Check every line below for the word "styles" and copy each one that has it.

##### Supplied material #####

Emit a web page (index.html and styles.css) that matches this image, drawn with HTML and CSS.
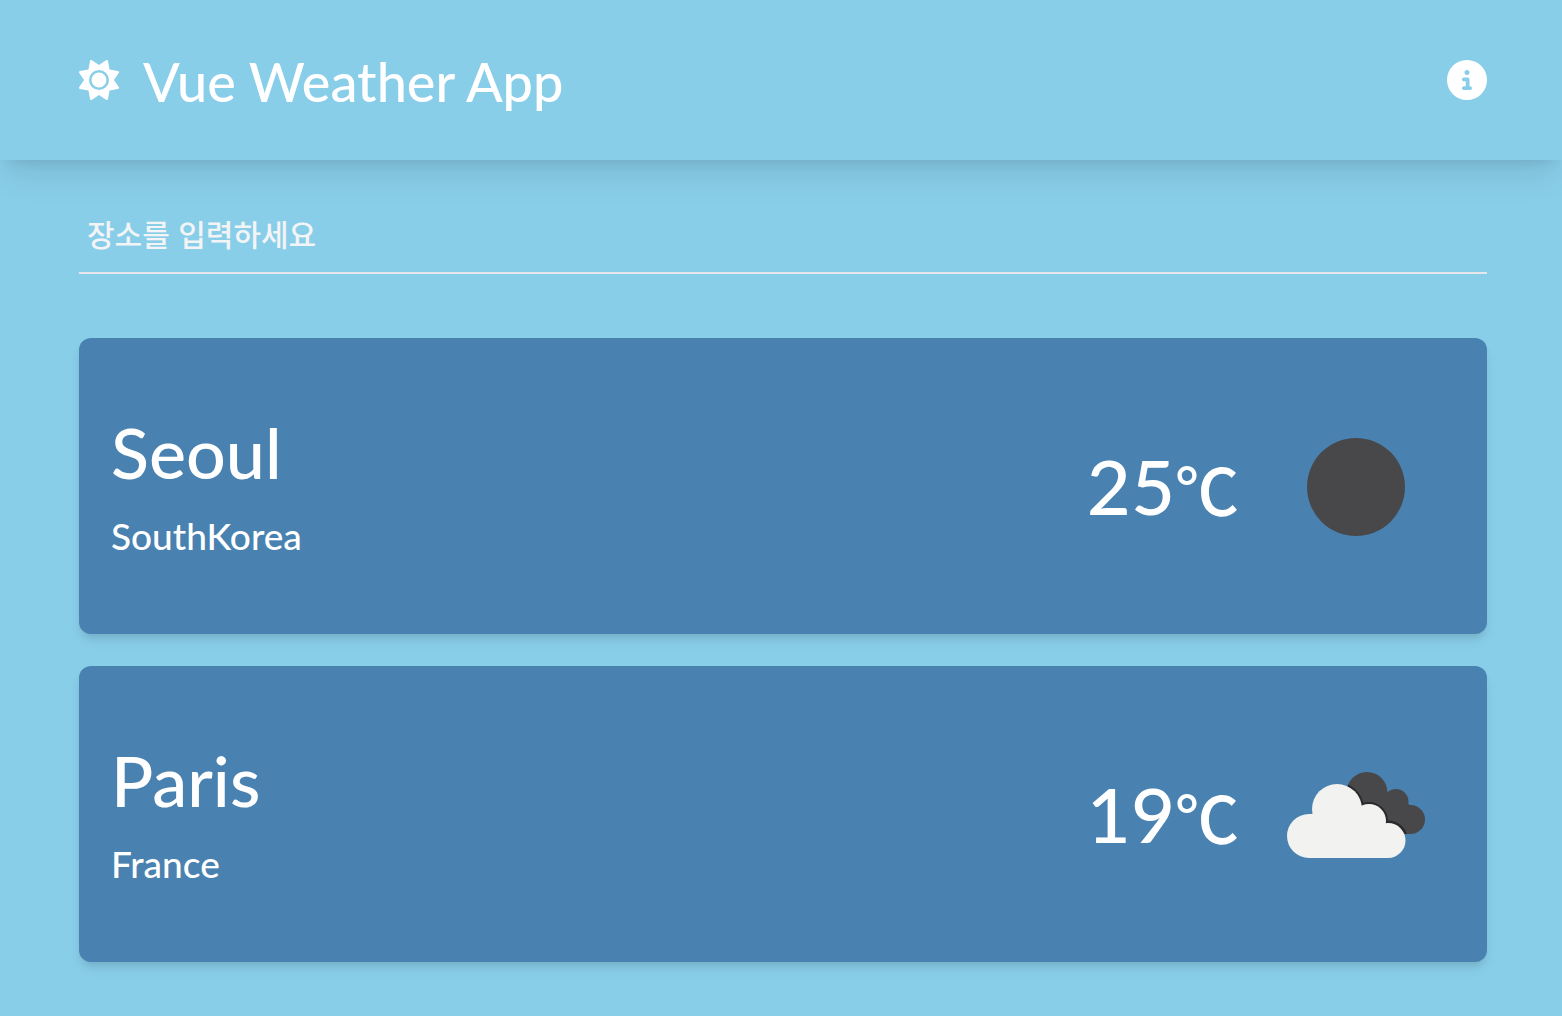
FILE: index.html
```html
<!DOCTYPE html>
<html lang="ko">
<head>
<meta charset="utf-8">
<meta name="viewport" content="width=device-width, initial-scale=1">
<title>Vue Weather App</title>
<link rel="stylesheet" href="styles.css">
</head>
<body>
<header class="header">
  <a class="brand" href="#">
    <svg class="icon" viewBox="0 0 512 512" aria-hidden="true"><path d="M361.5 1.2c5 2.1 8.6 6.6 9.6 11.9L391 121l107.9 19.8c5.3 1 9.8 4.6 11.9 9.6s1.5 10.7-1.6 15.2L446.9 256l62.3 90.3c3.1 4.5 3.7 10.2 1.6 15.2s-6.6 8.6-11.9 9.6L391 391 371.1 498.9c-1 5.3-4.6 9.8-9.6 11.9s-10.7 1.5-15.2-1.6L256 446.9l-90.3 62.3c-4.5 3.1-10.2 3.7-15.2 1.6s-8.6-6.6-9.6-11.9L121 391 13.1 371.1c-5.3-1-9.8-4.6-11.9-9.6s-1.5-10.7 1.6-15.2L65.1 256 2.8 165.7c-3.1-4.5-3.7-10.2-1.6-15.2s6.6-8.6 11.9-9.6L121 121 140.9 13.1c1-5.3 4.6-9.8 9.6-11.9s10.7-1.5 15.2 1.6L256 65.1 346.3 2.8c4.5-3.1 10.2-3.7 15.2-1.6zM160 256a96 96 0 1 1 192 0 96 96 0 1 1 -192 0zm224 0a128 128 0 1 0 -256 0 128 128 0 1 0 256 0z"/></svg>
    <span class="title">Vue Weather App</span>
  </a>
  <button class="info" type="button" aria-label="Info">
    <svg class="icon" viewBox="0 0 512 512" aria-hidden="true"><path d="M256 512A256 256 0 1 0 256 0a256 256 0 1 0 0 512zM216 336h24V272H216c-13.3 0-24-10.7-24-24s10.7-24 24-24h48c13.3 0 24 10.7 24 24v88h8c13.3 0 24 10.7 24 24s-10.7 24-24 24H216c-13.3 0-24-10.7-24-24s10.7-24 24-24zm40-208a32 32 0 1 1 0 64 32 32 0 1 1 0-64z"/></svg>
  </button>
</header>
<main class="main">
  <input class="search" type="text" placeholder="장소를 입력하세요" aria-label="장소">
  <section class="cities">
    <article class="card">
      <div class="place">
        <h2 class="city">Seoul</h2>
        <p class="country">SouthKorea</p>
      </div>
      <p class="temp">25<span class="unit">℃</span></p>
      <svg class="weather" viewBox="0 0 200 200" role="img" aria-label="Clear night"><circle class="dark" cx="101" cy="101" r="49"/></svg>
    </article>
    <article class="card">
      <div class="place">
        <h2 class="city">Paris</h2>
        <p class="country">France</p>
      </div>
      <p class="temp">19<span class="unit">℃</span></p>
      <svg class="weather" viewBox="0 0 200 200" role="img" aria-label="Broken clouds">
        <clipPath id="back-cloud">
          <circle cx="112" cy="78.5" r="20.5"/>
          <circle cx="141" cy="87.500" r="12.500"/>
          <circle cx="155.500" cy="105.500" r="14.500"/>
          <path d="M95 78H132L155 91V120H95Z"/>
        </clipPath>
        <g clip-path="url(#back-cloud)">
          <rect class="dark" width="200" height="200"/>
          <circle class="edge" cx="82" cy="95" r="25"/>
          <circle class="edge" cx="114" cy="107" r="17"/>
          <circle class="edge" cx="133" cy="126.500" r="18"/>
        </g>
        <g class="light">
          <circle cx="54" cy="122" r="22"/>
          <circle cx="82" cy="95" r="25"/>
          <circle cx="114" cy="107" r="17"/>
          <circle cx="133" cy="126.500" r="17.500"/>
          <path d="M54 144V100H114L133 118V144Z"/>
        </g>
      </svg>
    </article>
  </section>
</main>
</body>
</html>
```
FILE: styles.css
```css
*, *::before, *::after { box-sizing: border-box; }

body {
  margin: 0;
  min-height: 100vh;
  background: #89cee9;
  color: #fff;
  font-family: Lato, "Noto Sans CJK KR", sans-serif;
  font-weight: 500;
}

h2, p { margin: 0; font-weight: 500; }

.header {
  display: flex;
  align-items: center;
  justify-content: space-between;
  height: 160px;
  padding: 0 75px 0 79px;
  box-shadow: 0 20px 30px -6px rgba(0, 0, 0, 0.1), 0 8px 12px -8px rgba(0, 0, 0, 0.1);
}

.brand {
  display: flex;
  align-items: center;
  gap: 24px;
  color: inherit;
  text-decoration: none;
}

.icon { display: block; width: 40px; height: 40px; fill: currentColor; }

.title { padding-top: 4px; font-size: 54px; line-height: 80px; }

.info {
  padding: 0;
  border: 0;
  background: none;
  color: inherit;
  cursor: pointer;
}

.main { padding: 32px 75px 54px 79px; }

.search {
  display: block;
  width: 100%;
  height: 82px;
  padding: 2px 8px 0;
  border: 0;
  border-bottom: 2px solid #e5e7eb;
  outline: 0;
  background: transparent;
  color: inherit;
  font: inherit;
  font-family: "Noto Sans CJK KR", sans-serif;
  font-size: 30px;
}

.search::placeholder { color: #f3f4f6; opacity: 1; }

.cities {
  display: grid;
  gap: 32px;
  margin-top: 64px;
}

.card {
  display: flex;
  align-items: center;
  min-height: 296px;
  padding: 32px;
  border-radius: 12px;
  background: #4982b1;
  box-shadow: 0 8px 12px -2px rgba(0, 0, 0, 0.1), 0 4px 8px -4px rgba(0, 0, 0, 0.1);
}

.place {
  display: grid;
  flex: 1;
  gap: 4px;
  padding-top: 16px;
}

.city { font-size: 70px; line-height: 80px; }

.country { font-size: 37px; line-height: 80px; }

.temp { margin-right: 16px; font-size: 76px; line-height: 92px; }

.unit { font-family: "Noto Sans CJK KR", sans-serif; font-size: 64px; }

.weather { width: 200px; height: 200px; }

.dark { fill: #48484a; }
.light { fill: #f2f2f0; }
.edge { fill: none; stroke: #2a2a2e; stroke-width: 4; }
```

#####

» Response for this exercise:
Emit a web page (index.html and styles.css) that matches this image, drawn with HTML and CSS.
<link rel="stylesheet" href="styles.css">
FILE: styles.css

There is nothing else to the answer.